*Stated exercise*. Below are the records; locate each line with the word "React" and copy it.

*The data*.

************

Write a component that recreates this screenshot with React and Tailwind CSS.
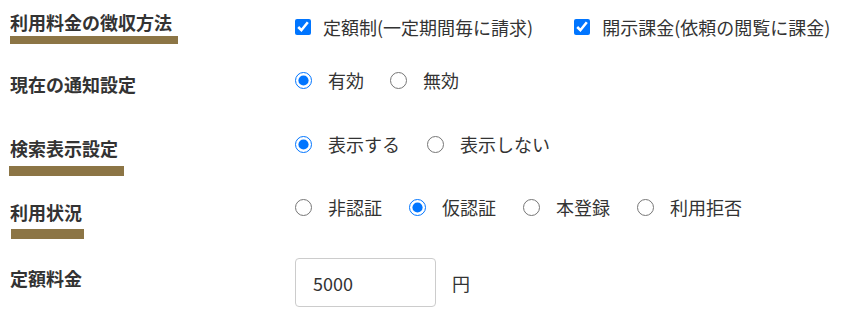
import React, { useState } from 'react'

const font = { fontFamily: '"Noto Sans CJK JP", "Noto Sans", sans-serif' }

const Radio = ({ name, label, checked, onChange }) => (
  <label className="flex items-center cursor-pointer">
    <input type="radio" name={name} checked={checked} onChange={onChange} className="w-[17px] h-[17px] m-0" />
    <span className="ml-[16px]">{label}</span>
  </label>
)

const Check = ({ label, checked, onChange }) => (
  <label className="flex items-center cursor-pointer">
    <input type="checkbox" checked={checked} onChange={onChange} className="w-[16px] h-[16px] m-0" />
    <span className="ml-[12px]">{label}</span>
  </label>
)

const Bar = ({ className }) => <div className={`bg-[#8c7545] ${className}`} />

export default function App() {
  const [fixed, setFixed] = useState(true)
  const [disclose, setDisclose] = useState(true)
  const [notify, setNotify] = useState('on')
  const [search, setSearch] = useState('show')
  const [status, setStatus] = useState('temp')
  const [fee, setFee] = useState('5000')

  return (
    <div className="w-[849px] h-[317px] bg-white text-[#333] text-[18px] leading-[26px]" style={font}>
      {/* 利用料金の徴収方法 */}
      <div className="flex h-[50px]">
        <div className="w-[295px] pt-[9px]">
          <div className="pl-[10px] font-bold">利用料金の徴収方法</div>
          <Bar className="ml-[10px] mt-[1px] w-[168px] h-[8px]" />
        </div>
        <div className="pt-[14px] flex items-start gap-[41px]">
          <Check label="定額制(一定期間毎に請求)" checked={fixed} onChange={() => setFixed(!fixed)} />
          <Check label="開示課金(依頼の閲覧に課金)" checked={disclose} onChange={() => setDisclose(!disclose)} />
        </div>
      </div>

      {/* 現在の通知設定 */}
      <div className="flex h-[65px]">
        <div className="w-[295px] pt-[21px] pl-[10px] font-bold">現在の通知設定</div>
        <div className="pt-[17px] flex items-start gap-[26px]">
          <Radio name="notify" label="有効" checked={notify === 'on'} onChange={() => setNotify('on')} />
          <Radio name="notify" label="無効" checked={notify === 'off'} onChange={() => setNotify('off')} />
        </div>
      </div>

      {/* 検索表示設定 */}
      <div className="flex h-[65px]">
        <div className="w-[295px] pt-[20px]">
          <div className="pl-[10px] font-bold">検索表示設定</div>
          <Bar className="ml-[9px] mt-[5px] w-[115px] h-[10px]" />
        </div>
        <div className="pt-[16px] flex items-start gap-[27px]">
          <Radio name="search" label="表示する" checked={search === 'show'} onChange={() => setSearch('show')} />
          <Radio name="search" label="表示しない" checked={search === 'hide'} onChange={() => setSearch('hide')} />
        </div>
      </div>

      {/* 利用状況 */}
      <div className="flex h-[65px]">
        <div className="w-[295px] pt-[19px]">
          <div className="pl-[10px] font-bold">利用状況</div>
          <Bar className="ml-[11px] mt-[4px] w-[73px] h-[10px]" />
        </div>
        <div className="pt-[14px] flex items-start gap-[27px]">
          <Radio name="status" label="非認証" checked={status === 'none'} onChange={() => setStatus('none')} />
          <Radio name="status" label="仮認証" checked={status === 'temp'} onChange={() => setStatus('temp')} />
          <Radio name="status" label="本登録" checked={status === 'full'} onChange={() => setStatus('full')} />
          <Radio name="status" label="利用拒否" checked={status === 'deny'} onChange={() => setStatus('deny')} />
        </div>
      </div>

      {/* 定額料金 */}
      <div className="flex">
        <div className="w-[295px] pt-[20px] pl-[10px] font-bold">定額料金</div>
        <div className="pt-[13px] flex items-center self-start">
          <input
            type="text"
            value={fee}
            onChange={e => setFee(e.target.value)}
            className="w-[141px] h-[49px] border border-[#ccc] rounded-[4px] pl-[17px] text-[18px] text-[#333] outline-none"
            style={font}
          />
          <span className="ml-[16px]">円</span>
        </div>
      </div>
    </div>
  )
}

************

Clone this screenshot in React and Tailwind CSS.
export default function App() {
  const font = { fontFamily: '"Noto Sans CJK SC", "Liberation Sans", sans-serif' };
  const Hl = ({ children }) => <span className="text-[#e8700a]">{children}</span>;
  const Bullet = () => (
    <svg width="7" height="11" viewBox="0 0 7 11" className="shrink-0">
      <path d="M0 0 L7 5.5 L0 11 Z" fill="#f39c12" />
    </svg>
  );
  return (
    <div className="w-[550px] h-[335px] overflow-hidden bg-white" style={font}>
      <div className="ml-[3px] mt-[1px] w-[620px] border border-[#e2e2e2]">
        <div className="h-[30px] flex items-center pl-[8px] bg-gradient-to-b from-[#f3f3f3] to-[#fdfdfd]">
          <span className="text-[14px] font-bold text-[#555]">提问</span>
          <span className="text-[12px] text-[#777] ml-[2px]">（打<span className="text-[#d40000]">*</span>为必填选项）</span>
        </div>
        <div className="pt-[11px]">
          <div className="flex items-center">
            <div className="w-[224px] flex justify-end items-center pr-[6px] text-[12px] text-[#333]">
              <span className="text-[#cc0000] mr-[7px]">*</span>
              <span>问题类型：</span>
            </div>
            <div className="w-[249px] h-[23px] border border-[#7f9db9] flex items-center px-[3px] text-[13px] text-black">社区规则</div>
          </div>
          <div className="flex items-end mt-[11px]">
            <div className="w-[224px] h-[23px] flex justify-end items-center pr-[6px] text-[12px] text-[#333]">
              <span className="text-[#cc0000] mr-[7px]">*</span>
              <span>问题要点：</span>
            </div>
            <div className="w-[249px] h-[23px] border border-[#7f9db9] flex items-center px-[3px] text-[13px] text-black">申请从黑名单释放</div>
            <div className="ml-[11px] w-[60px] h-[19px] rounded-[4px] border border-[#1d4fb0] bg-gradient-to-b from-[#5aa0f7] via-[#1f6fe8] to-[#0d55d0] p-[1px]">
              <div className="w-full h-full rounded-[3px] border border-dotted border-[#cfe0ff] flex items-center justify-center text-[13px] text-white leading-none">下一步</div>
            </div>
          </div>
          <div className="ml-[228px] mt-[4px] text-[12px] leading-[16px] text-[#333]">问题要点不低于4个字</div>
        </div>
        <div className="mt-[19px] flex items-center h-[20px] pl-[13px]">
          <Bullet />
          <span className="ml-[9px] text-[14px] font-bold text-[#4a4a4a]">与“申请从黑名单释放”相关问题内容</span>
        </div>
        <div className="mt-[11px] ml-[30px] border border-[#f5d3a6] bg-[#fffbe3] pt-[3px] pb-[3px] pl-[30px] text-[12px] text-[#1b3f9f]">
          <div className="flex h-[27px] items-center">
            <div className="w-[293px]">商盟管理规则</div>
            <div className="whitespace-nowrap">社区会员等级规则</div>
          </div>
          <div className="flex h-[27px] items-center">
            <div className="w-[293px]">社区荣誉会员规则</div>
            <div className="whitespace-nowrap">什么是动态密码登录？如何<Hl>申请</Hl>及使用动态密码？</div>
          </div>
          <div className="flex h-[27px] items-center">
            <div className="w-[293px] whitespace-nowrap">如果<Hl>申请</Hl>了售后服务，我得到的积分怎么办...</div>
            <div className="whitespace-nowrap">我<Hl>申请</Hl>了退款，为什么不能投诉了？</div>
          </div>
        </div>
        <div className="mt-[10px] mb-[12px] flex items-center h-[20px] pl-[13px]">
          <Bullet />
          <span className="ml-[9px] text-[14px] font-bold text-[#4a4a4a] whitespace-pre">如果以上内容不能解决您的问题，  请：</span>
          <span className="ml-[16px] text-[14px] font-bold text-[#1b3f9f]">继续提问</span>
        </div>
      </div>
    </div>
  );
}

************

*Result of the exercise*.
Write a component that recreates this screenshot with React and Tailwind CSS.
import React, { useState } from 'react'
Clone this screenshot in React and Tailwind CSS.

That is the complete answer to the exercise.